И вот он лежит себе в палате, и ест, и пьет, и наслаждается жизнью. А я захожу к нему, и осматриваю его, и снова осматриваю его, и спрашиваю его, хорошо ли он спал и хорошо ли его кормят. И выписываю ему лекарства, и расхваливаю его тело, и говорю ему, что такое тело проживет долго, и он слушает меня, и радуется, и извивается передо мной на постели, как червяк. И я говорю ему, если вы привыкли курить, то вам разрешается, можете курить, хотя сам я не курю и если вас интересует мое мнение, то я считаю, что это плохо и вредит здоровью, но если уж вы так привыкли, то я вам не запрещаю. И я делаю ему еще некоторые поблажки, и все для того, чтобы он почувствовал ко мне благодарность. А про себя думаю, что трачу столько сил на человека, на которого не потратил бы ни единого слова, и все из-за той истории, которую тяжело вспоминать, но и забыть трудно, и мало того — я смотрю и всматриваюсь в этого человека в надежде понять, что он перенял у Дины и что она переняла у него, и даже сам, общаясь с ним, уже усвоил некоторые его манеры.
Вначале я скрывал от жены всю эту историю. Но признание вырвалось наружу и рассказалось само. Она выслушала меня и не проявила никакого интереса. Казалось, я должен был почувствовать удовлетворение. Но нет, я был недоволен. Хотя и знал, что, веди она себя иначе, я был бы недоволен еще более.

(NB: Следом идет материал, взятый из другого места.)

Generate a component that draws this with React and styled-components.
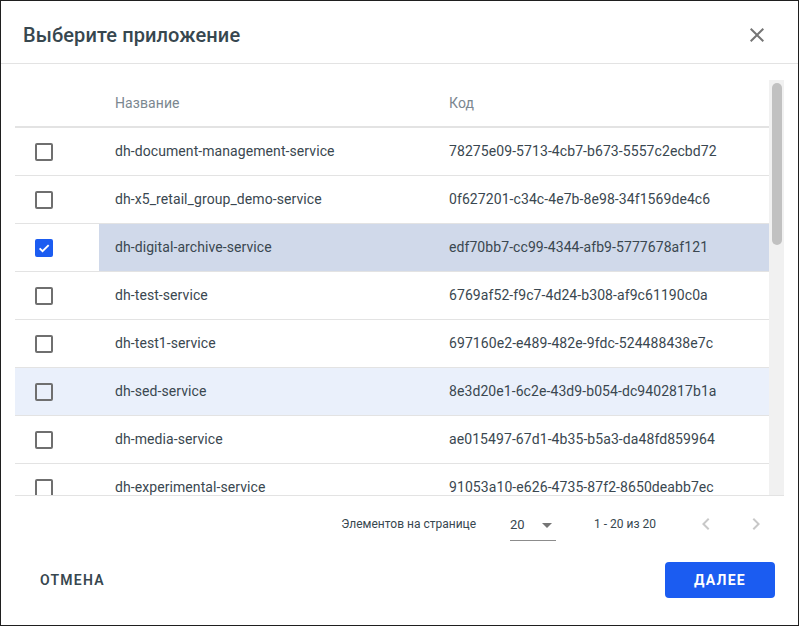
import React from 'react'
import styled, { createGlobalStyle } from 'styled-components'

const GlobalStyle = createGlobalStyle`
  html, body {
    margin: 0;
    padding: 0;
    background: #fff;
  }
  * {
    box-sizing: border-box;
  }
`

const Dialog = styled.div`
  width: 799px;
  height: 626px;
  border: 1px solid #1f1f1f;
  background: #fff;
  font-family: Roboto, "Noto Sans", sans-serif;
  color: #3a4750;
  display: flex;
  flex-direction: column;
`

const Header = styled.div`
  height: 63px;
  flex-shrink: 0;
  display: flex;
  align-items: center;
  justify-content: space-between;
  padding: 6px 21px 0 22px;
  border-bottom: 1px solid #e3e3e3;
`

const Title = styled.h2`
  margin: 0;
  font-size: 20px;
  font-weight: 500;
  color: #37474f;
  letter-spacing: 0.1px;
`

const IconButton = styled.button`
  width: 40px;
  height: 40px;
  padding: 0;
  border: none;
  background: transparent;
  display: flex;
  align-items: center;
  justify-content: center;
  cursor: ${p => (p.disabled ? 'default' : 'pointer')};
  color: ${p => (p.disabled ? '#c8c8c8' : '#757575')};
`

const Body = styled.div`
  padding: 16px 14px 0 14px;
  flex-shrink: 0;
`

const ScrollArea = styled.div`
  height: 416px;
  display: flex;
  border-bottom: 1px solid #e3e3e3;
`

const Viewport = styled.div`
  flex: 1;
  overflow: hidden;
`

const ScrollTrack = styled.div`
  width: 15px;
  flex-shrink: 0;
  background: #f1f1f1;
  padding: 3px 2px 0 3px;
`

const ScrollThumb = styled.div`
  height: 162px;
  border-radius: 5px;
  background: #c1c1c1;
`

const Row = styled.div`
  display: grid;
  grid-template-columns: 84px 334px 1fr;
  height: 48px;
  align-items: stretch;
  border-bottom: 1px solid #e3e3e3;
  background: ${p => (p.hovered ? '#eaf0fb' : 'transparent')};
`

const HeadRow = styled(Row)`
  border-bottom: 2px solid #e3e3e3;
`

const Cell = styled.div`
  display: flex;
  align-items: center;
  padding: 0 0 1px 16px;
  font-size: 14px;
  letter-spacing: 0.08px;
  color: #3a4750;
  white-space: nowrap;
  background: ${p => (p.selected ? '#d0d9ea' : 'transparent')};
`

const HeadCell = styled(Cell)`
  color: #7b8790;
`

const CheckCell = styled.div`
  display: flex;
  align-items: center;
  padding-left: 20px;
`

const Box = styled.span`
  width: 18px;
  height: 18px;
  border-radius: 2px;
  border: 2px solid ${p => (p.checked ? '#1b5cf1' : '#6f6f6f')};
  background: ${p => (p.checked ? '#1b5cf1' : 'transparent')};
  display: flex;
  align-items: center;
  justify-content: center;
`

const Paginator = styled.div`
  height: 56px;
  flex-shrink: 0;
  display: flex;
  align-items: center;
  justify-content: flex-end;
  padding-right: 22px;
  font-size: 12px;
  color: #37474f;
`

const PageLabel = styled.span`
  margin-right: 34px;
`

const PageSelect = styled.div`
  width: 46px;
  height: 28px;
  display: flex;
  align-items: center;
  justify-content: space-between;
  border-bottom: 1px solid #8c8c8c;
  margin-top: 6px;
  padding-bottom: 4px;
  margin-right: 38px;
  font-size: 13px;
  color: #37474f;
`

const RangeLabel = styled.span`
  margin-right: 30px;
`

const NavGroup = styled.div`
  display: flex;
  gap: 10px;
`

const Footer = styled.div`
  display: flex;
  justify-content: space-between;
  align-items: center;
  padding: 10px 23px 0 23px;
`

const TextButton = styled.button`
  height: 36px;
  padding: 0 16px;
  border: none;
  border-radius: 4px;
  font-family: Roboto, "Noto Sans", sans-serif;
  font-size: 14px;
  font-weight: ${p => (p.primary ? 700 : 600)};
  letter-spacing: 1.25px;
  cursor: pointer;
  min-width: ${p => (p.primary ? '110px' : '64px')};
  background: ${p => (p.primary ? '#1b5cf1' : 'transparent')};
  color: ${p => (p.primary ? '#fff' : '#37474f')};
`

// only the rows that fit in the visible part of the list
const apps = [
  ['dh-document-management-service', '78275e09-5713-4cb7-b673-5557c2ecbd72'],
  ['dh-x5_retail_group_demo-service', '0f627201-c34c-4e7b-8e98-34f1569de4c6'],
  ['dh-digital-archive-service', 'edf70bb7-cc99-4344-afb9-5777678af121'],
  ['dh-test-service', '6769af52-f9c7-4d24-b308-af9c61190c0a'],
  ['dh-test1-service', '697160e2-e489-482e-9fdc-524488438e7c'],
  ['dh-sed-service', '8e3d20e1-6c2e-43d9-b054-dc9402817b1a'],
  ['dh-media-service', 'ae015497-67d1-4b35-b5a3-da48fd859964'],
  ['dh-experimental-service', '91053a10-e626-4735-87f2-8650deabb7ec'],
]

const CloseIcon = () => (
  <svg width="24" height="24" viewBox="0 0 24 24">
    <path
      fill="currentColor"
      d="M19 6.41 17.59 5 12 10.59 6.41 5 5 6.41 10.59 12 5 17.59 6.41 19 12 13.41 17.59 19 19 17.59 13.41 12z"
    />
  </svg>
)

const Chevron = ({ left }) => (
  <svg width="24" height="24" viewBox="0 0 24 24">
    <path
      fill="currentColor"
      d={left ? 'M15.41 7.41 14 6l-6 6 6 6 1.41-1.41L10.83 12z' : 'M10 6 8.59 7.41 13.17 12l-4.58 4.59L10 18l6-6z'}
    />
  </svg>
)

const Check = () => (
  <svg width="14" height="14" viewBox="0 0 24 24">
    <path fill="none" stroke="#fff" strokeWidth="3.2" d="M4.5 12.5l5 5L20 7" />
  </svg>
)

const App = () => {
  const selectedIndex = 2
  const hoveredIndex = 5

  return (
    <Dialog>
      <GlobalStyle />
      <Header>
        <Title>Выберите приложение</Title>
        <IconButton aria-label="close">
          <CloseIcon />
        </IconButton>
      </Header>
      <Body>
        <ScrollArea>
          <Viewport>
            <HeadRow>
              <CheckCell />
              <HeadCell>Название</HeadCell>
              <HeadCell>Код</HeadCell>
            </HeadRow>
            {apps.map(([name, code], i) => {
              const selected = i === selectedIndex
              return (
                <Row key={code} hovered={i === hoveredIndex}>
                  <CheckCell>
                    <Box checked={selected}>{selected && <Check />}</Box>
                  </CheckCell>
                  <Cell selected={selected}>{name}</Cell>
                  <Cell selected={selected}>{code}</Cell>
                </Row>
              )
            })}
          </Viewport>
          <ScrollTrack>
            <ScrollThumb />
          </ScrollTrack>
        </ScrollArea>
      </Body>
      <Paginator>
        <PageLabel>Элементов на странице</PageLabel>
        <PageSelect>
          <span>20</span>
          <svg width="24" height="24" viewBox="0 0 24 24" style={{ marginRight: -3 }}>
            <path fill="#757575" d="M7 10l5 5 5-5z" />
          </svg>
        </PageSelect>
        <RangeLabel>1 - 20 из 20</RangeLabel>
        <NavGroup>
          <IconButton disabled>
            <Chevron left />
          </IconButton>
          <IconButton disabled>
            <Chevron />
          </IconButton>
        </NavGroup>
      </Paginator>
      <Footer>
        <TextButton>ОТМЕНА</TextButton>
        <TextButton primary>ДАЛЕЕ</TextButton>
      </Footer>
    </Dialog>
  )
}

export default App
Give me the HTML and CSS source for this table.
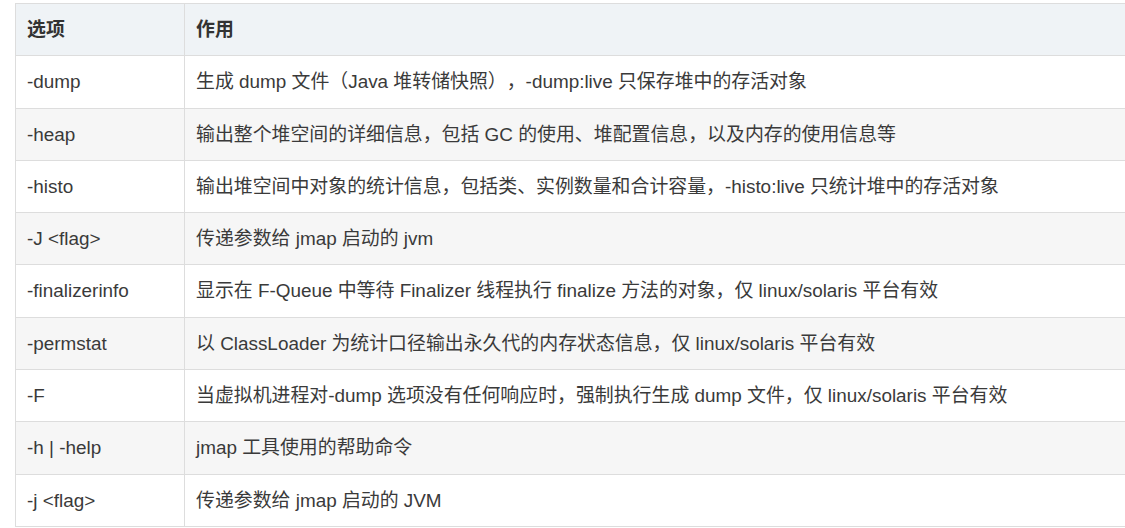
FILE: index.html
```html
<!DOCTYPE html>
<html lang="zh-CN">
<head>
    <meta charset="UTF-8">
    <meta name="viewport" content="width=device-width, initial-scale=1.0">
    <title>jmap 选项</title>
    <link rel="stylesheet" href="styles.css">
</head>
<body>
    <table class="opts">
        <thead>
            <tr>
                <th class="col-opt">选项</th>
                <th>作用</th>
            </tr>
        </thead>
        <tbody>
            <tr><td>-dump</td><td>生成 dump 文件（Java 堆转储快照），-dump:live 只保存堆中的存活对象</td></tr>
            <tr><td>-heap</td><td>输出整个堆空间的详细信息，包括 GC 的使用、堆配置信息，以及内存的使用信息等</td></tr>
            <tr><td>-histo</td><td>输出堆空间中对象的统计信息，包括类、实例数量和合计容量，-histo:live 只统计堆中的存活对象</td></tr>
            <tr><td>-J &lt;flag&gt;</td><td>传递参数给 jmap 启动的 jvm</td></tr>
            <tr><td>-finalizerinfo</td><td>显示在 F-Queue 中等待 Finalizer 线程执行 finalize 方法的对象，仅 linux/solaris 平台有效</td></tr>
            <tr><td>-permstat</td><td>以 ClassLoader 为统计口径输出永久代的内存状态信息，仅 linux/solaris 平台有效</td></tr>
            <tr><td>-F</td><td>当虚拟机进程对-dump 选项没有任何响应时，强制执行生成 dump 文件，仅 linux/solaris 平台有效</td></tr>
            <tr><td>-h | -help</td><td>jmap 工具使用的帮助命令</td></tr>
            <tr><td>-j &lt;flag&gt;</td><td>传递参数给 jmap 启动的 JVM</td></tr>
        </tbody>
    </table>
</body>
</html>
```

FILE: styles.css
```css
html {
    overflow: hidden;
}

body {
    margin: 0;
    padding: 3px 0 0 15px;
    background: #fff;
    font-family: "Liberation Sans", "Noto Sans CJK SC", sans-serif;
    font-size: 18.9px;
    color: #3a3a3a;
    text-spacing-trim: space-all;
}

.opts {
    border-collapse: collapse;
    width: 1130px;
}

.opts th, .opts td {
    border: 1px solid #ddd;
    padding: 13px 11px;
    line-height: 25.3px;
    text-align: left;
    white-space: nowrap;
}

.opts th {
    background-color: #eff3f6;
    font-weight: bold;
    color: #333;
}

.opts .col-opt {
    width: 146px;
}

.opts tbody tr:nth-child(even) {
    background-color: #f6f6f6;
}
```
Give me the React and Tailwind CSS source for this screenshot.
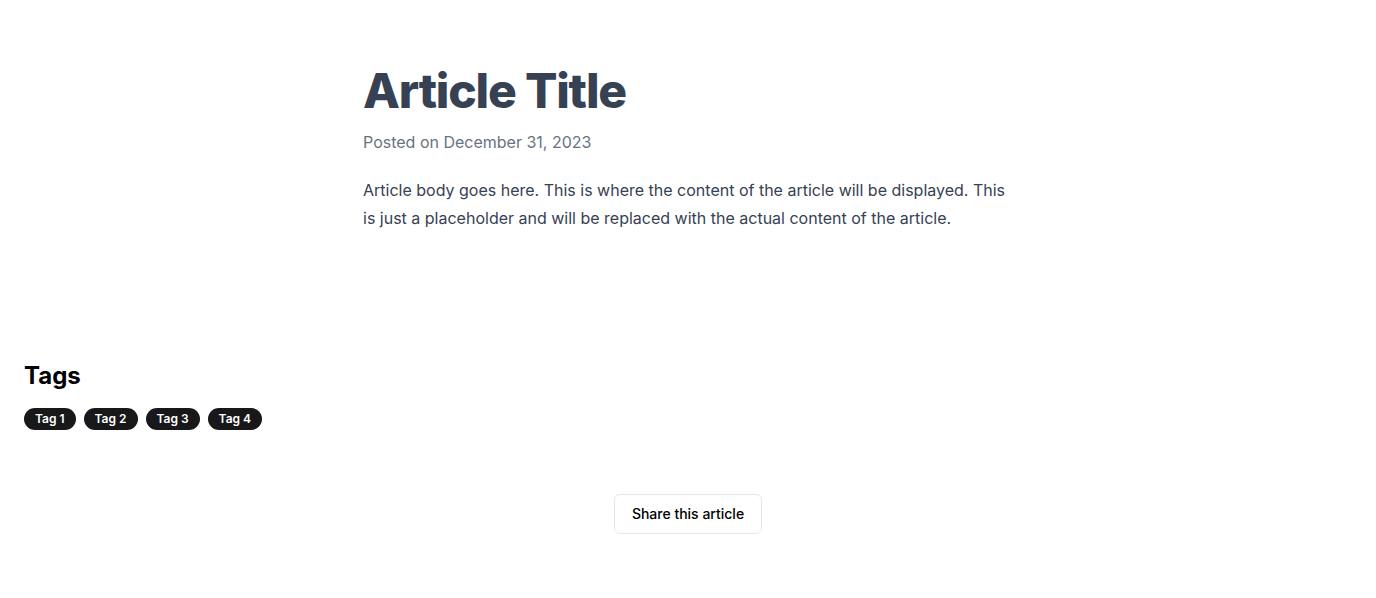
import React from "react";

const tags = ["Tag 1", "Tag 2", "Tag 3", "Tag 4"];

export default function App() {
  return (
    <div className="min-h-screen bg-white font-['Inter',sans-serif]">
      {/* ARTICLE */}
      <article className="max-w-[650px] mx-auto pt-[61px]">
        <h1 className="text-5xl leading-tight font-extrabold tracking-tight text-gray-700">
          Article Title
        </h1>
        <p className="mt-[9px] text-base text-gray-500">Posted on December 31, 2023</p>
        <p className="mt-[22px] text-base leading-7 text-gray-700">
          Article body goes here. This is where the content of the article will be displayed. This
          is just a placeholder and will be replaced with the actual content of the article.
        </p>
      </article>

      {/* TAGS */}
      <section className="px-6 mt-32">
        <h2 className="text-2xl font-bold text-black">Tags</h2>
        <div className="mt-4 flex gap-2">
          {tags.map((t) => (
            <span
              key={t}
              className="inline-flex items-center rounded-full border border-transparent bg-zinc-900 px-2.5 py-0.5 text-xs font-semibold text-white"
            >
              {t}
            </span>
          ))}
        </div>
      </section>

      {/* SHARE */}
      <div className="mt-16 flex justify-center">
        <button className="h-10 px-[17px] py-2 rounded-md border border-gray-200 bg-white text-sm font-medium text-black">
          Share this article
        </button>
      </div>
    </div>
  );
}
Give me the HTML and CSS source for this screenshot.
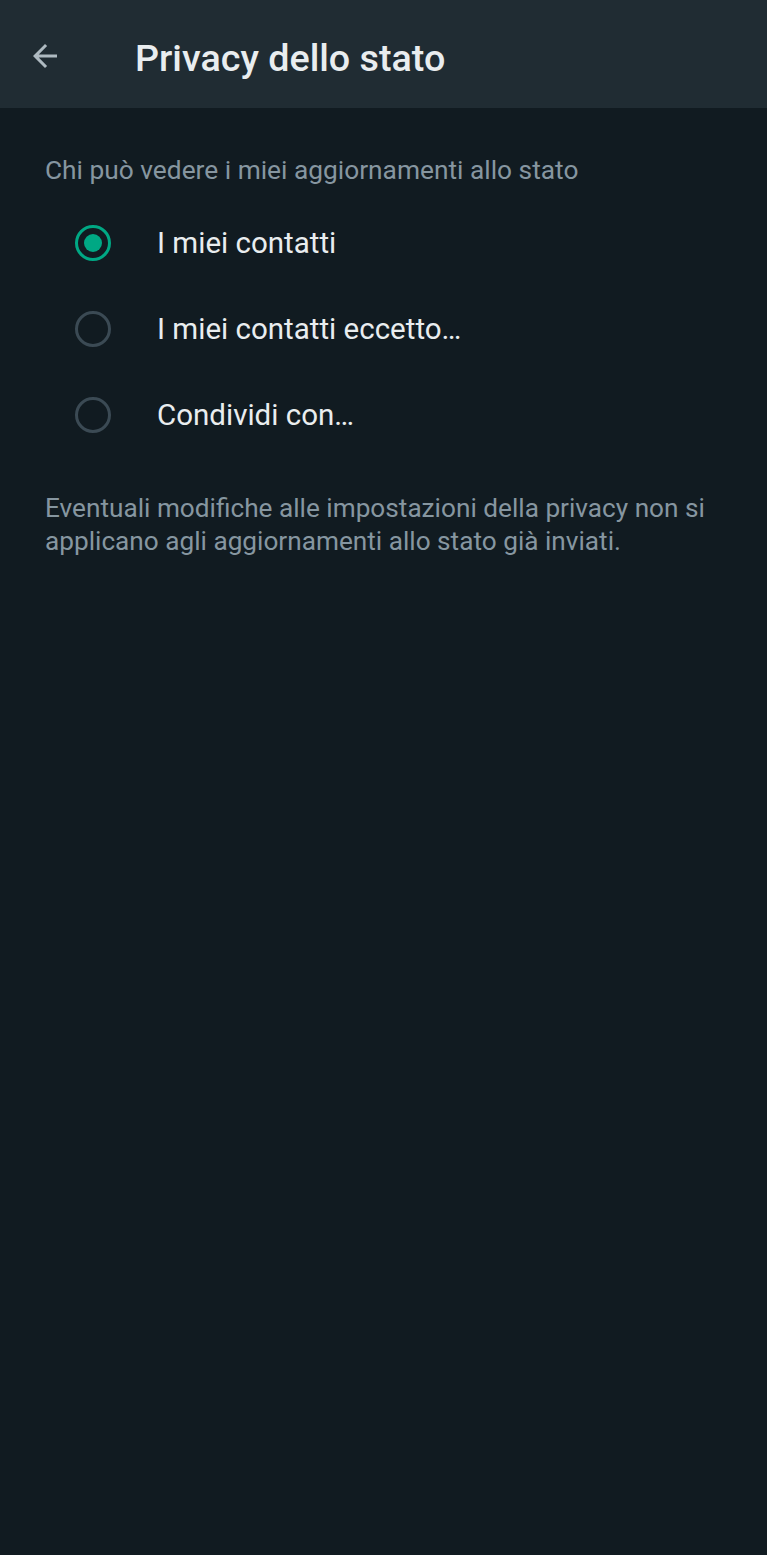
FILE: index.html
```html
<!DOCTYPE html>
<html lang="it">
<head>
    <meta charset="UTF-8">
    <meta name="viewport" content="width=device-width, initial-scale=1.0">
    <title>Privacy dello stato</title>
    <link rel="stylesheet" href="styles.css">
</head>
<body>

    <header class="topbar">
        <button class="back-btn" aria-label="Indietro">
            <svg width="36" height="36" viewBox="0 0 24 24">
                <path d="M20 11H7.83l5.59-5.59L12 4l-8 8 8 8 1.41-1.41L7.83 13H20v-2z" fill="#aebac1"/>
            </svg>
        </button>
        <h1>Privacy dello stato</h1>
    </header>

    <main class="content">
        <p class="section-title">Chi può vedere i miei aggiornamenti allo stato</p>

        <!-- Status visibility options -->
        <div class="options">
            <label class="option">
                <input type="radio" name="privacy" checked>
                <span class="radio"></span>
                <span class="option-text">I miei contatti</span>
            </label>
            <label class="option">
                <input type="radio" name="privacy">
                <span class="radio"></span>
                <span class="option-text">I miei contatti eccetto…</span>
            </label>
            <label class="option">
                <input type="radio" name="privacy">
                <span class="radio"></span>
                <span class="option-text">Condividi con…</span>
            </label>
        </div>

        <p class="note">Eventuali modifiche alle impostazioni della privacy non si applicano agli aggiornamenti allo stato già inviati.</p>
    </main>

</body>
</html>
```

FILE: styles.css
```css
body {
    font-family: Roboto, "Noto Sans", sans-serif;
    background-color: #111b21;
    margin: 0;
    padding: 0;
    min-height: 1555px;
}
.topbar {
    height: 108px;
    background-color: #202c33;
    display: flex;
    align-items: center;
    padding: 0 0 0 27px;
    box-sizing: border-box;
}
.back-btn {
    background: none;
    border: none;
    padding: 0;
    width: 36px;
    height: 36px;
    margin-top: 4px;
    cursor: pointer;
}
.topbar h1 {
    margin: 8px 0 0 72px;
    font-size: 37.7px;
    font-weight: 500;
    color: #e9edef;
}
.content {
    padding: 0 45px;
}
.section-title {
    margin: 0;
    padding-top: 47px;
    font-size: 26.3px;
    line-height: 30px;
    color: #8696a0;
}
.options {
    margin-top: 15px;
}
.option {
    display: flex;
    align-items: center;
    height: 86px;
    cursor: pointer;
}
.option input {
    display: none;
}
.radio {
    width: 30px;
    height: 30px;
    margin-left: 30px;
    border: 3px solid #3b4a54;
    border-radius: 50%;
    box-sizing: content-box;
    position: relative;
}
.option input:checked + .radio {
    border-color: #00a884;
}
.option input:checked + .radio::after {
    content: "";
    position: absolute;
    top: 6px;
    left: 6px;
    width: 18px;
    height: 18px;
    border-radius: 50%;
    background-color: #00a884;
}
.option-text {
    margin-left: 46px;
    font-size: 29.5px;
    color: #e9edef;
}
.note {
    margin: 34px 0 0;
    font-size: 26.2px;
    line-height: 33px;
    color: #8696a0;
}
```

Какое-то время спустя он выздоровел, поправился и пришло время его выписывать. Я подержал его еще день, и еще, и снова наказал сестрам хорошо относиться к нему, чтобы он не торопился уходить. А времена были послевоенные, даже больных трудно было содержать, не говоря о выздоравливающих. Так что уж тут говорить о вполне здоровом! И я отдавал ему часть того, что приносили мне крестьяне. А он все лежал, и ел, и пил, и толстел, и наслаждался, и читал газеты, и гулял по парку, и играл с больными, и шутил с сестрами. Он набрал в весе и был уже здоровее тех, кто за ним ухаживал, и его уже стало невозможно более держать в больнице. Я велел дать ему прощальный обед и выписать.
После обеда он пришел попрощаться со мной. Я увидел свисающий двойной подбородок. И глаза, заплывшие жиром, как у женщины, которая отказалась от всего ради удовольствия как следует поесть и выпить. Я стоял у стола и копался в бумагах, как будто что-то искал. Потом взял пробирку, словно хотел что-то проверить. А пока я разыгрывал перед ним занятого человека, в кабинет вошли две сестры — одна спросить о чем-то, другая — попрощаться с докторским «любимчиком». Я быстро обернулся, как будто неожиданно вспомнил, что меня ждут, и издал удивленный возглас, как это делала Дина в таких случаях. Потом снова посмотрел на этого здоровяка, у которого под подбородком дрожал мешок жира, и подумал: «Ты меня не знаешь, но я-то хорошо знаю, кто ты. Ты тот, кто принес несчастье мне и разрушил жизнь моей жены». И вдруг меня охватил такой гнев, что я испугался за себя.
Он с подобострастием протянул мне руку и начал лепетать, как он мне благодарен за то, что я спас его от смерти и вернул ему жизнь. Я снисходительно и небрежно протянул ему кончики пальцев и тут же вытер их о свой халат, как будто коснулся мертвой ящерицы, потом отвернулся от него, как от чего-то мерзкого, и вышел. Я чувствовал спиной взгляды сестер, и мне показалось, без всяких на то оснований, что они понимают, почему я себя так веду.
Недолгое время спустя я вернулся к работе, но голова моя и сердце по-прежнему были не на месте. Я поднялся в помещение врачей и попросил коллегу заменить меня. Я сказал, что меня срочно вызвали в суд дать свидетельские показания по некому уголовному делу и это не терпит отлагательства. Вошла сестра и спросила, заказать ли мне такси, и я ответил, конечно, сестра, конечно, но, пока она ходила к телефону, я уже выбежал из больницы, как безумный.
По дороге мне попался бар, и я решил зайти и утопить беду в рюмке, как говорят порой отчаявшиеся люди. Я немного успокоился. Мне даже подумалось — вот, все беды приходят и уходят, значит, и моя беда должна миновать. Но душа моя успокоилась лишь на минуту, да и успокоилась для того только, чтобы снова взяться за свое. Я все шел и шел. Час или два спустя я остановился и увидел, что все это время догонял самого себя и кружил на одном и том же месте.